Multiple GPUs

Multiple GPUs#

Hypertune mode distributes many individual reconstruction tasks on multiple GPUs, where each task utilizes exactly 1 GPU. PtyRAD also supports running the reconstuction mode with multiple GPUs, which split the workload of a single large reconstuction task on multiple GPUs. PtyRAD uses the convenient API wrapper from HuggingFace Accelerate that wraps around PyTorch’s Distributed Data Parallel (DDP) framework.

Reconstruciton mode on multiple GPUs#

To reconstruct with multiple GPUs, you’ll need the following:

  • Linux system

  • more than 1 NVIDIA GPU on the same machine (multi-instance GPU, or MIGs are NOT considered as multi GPU and would not work, see here.)

  • accelerate package from HuggingFace (it’s currently listed as a core dependency of PtyRAD so if you follow the README instruction while creating environment, it should already be included)

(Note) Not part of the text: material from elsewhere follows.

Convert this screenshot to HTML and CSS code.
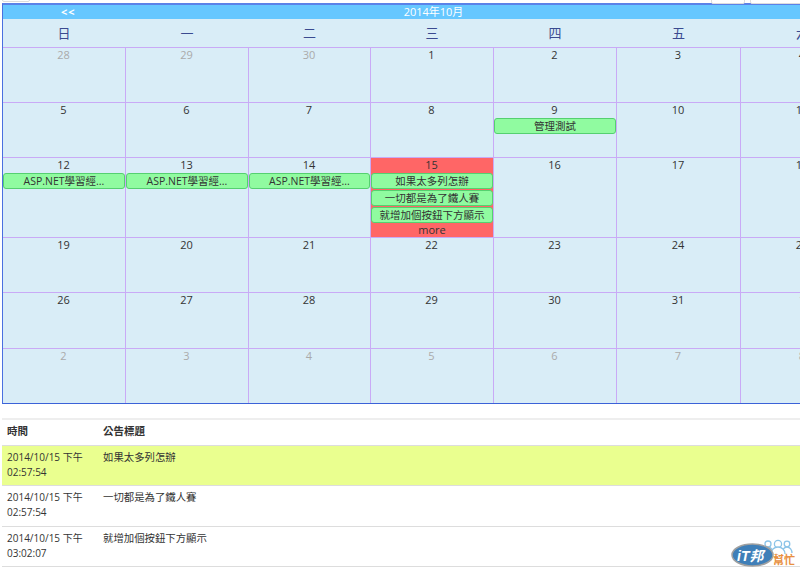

💡 This is the same example as ptyrad/scripts/slurm_run_ptyrad_multiGPU.sub.

#!/bin/bash
#SBATCH --job-name=multiGPU
#SBATCH --mail-user=cl2696@cornell.edu       # Where to send mail
#SBATCH --nodes=1                            # number of nodes requested
#SBATCH --ntasks=1                           # number of tasks to run in parallel
#SBATCH --cpus-per-task=64                    # number of CPUs required for each task. 4 for 10GB, 8 for 20GB, 32 for 80GB of A100.
#SBATCH --gres=gpu:a100:2               # request a GPU #gpu:a100:1, gpu:2g.20gb:1
#SBATCH --time=168:00:00                      # Time limit hrs:min:sec
#SBATCH --output=log_job_%j_ptyrad_PSO_multiGPU.txt  # Standard output and error log

## Assuming you are under root `ptyrad/` working directory and calling `sbatch scripts/slurm_run_ptyrad_multiGPU.sub`
pwd; hostname; date

module load cuda/11.8

source activate ptyrad

## Set the params_path variable
## Make sure the path specified inside params.yml is reachable from your root (i.e., `ptyrad/`)
PARAMS_PATH="params/examples/PSO.yml"
echo params_path = ${PARAMS_PATH}

## The gpuid is used to assign the device for PtyRAD, it can be either 'acc', 'cpu', or an integer
## The jobid is used as a unique identifier for hypertune mode with multiple GPU workers on different nodes. 
## The JOBID is an environment variable that'll be automatically set to 1-N via LoopSubmit.sh. If not set, default to 0.

## Execute the ptyrad CLI command `ptyrad run`
# ptyrad run "${PARAMS_PATH}" --gpuid 0 --jobid "${JOBID:-0}" 2>&1 # This runs via ptyrad CLI command on 1 GPU. 

## For multi-GPU and mixed-precision, explicitly pass `--gpuid acc` so that we can defer the device assignment to the "HuggingFace accelerate" package
## These capabilities are only available while launched via `accelerate``, and are only supported on non-MIG nodes so we can only do c0001 (full A100s)
## On A100, mixed-precision does not give significant speedup because A100 uses mostly tensor cores for TF32 dtype
## multi-GPU can also be much slower if the batch size is too small. Typically smaller batch sizes converge faster unless we scale the learning rate with batch size.
accelerate launch --multi_gpu --num_processes=2 -m ptyrad run "${PARAMS_PATH}" --gpuid acc 2>&1 # This runs DDP on 2 GPUs

date

💡 Note that 2 GPUs are requested --gres=gpu:a100:2, and the ptyrad run command is launched via accelerate launch --multi_gpu.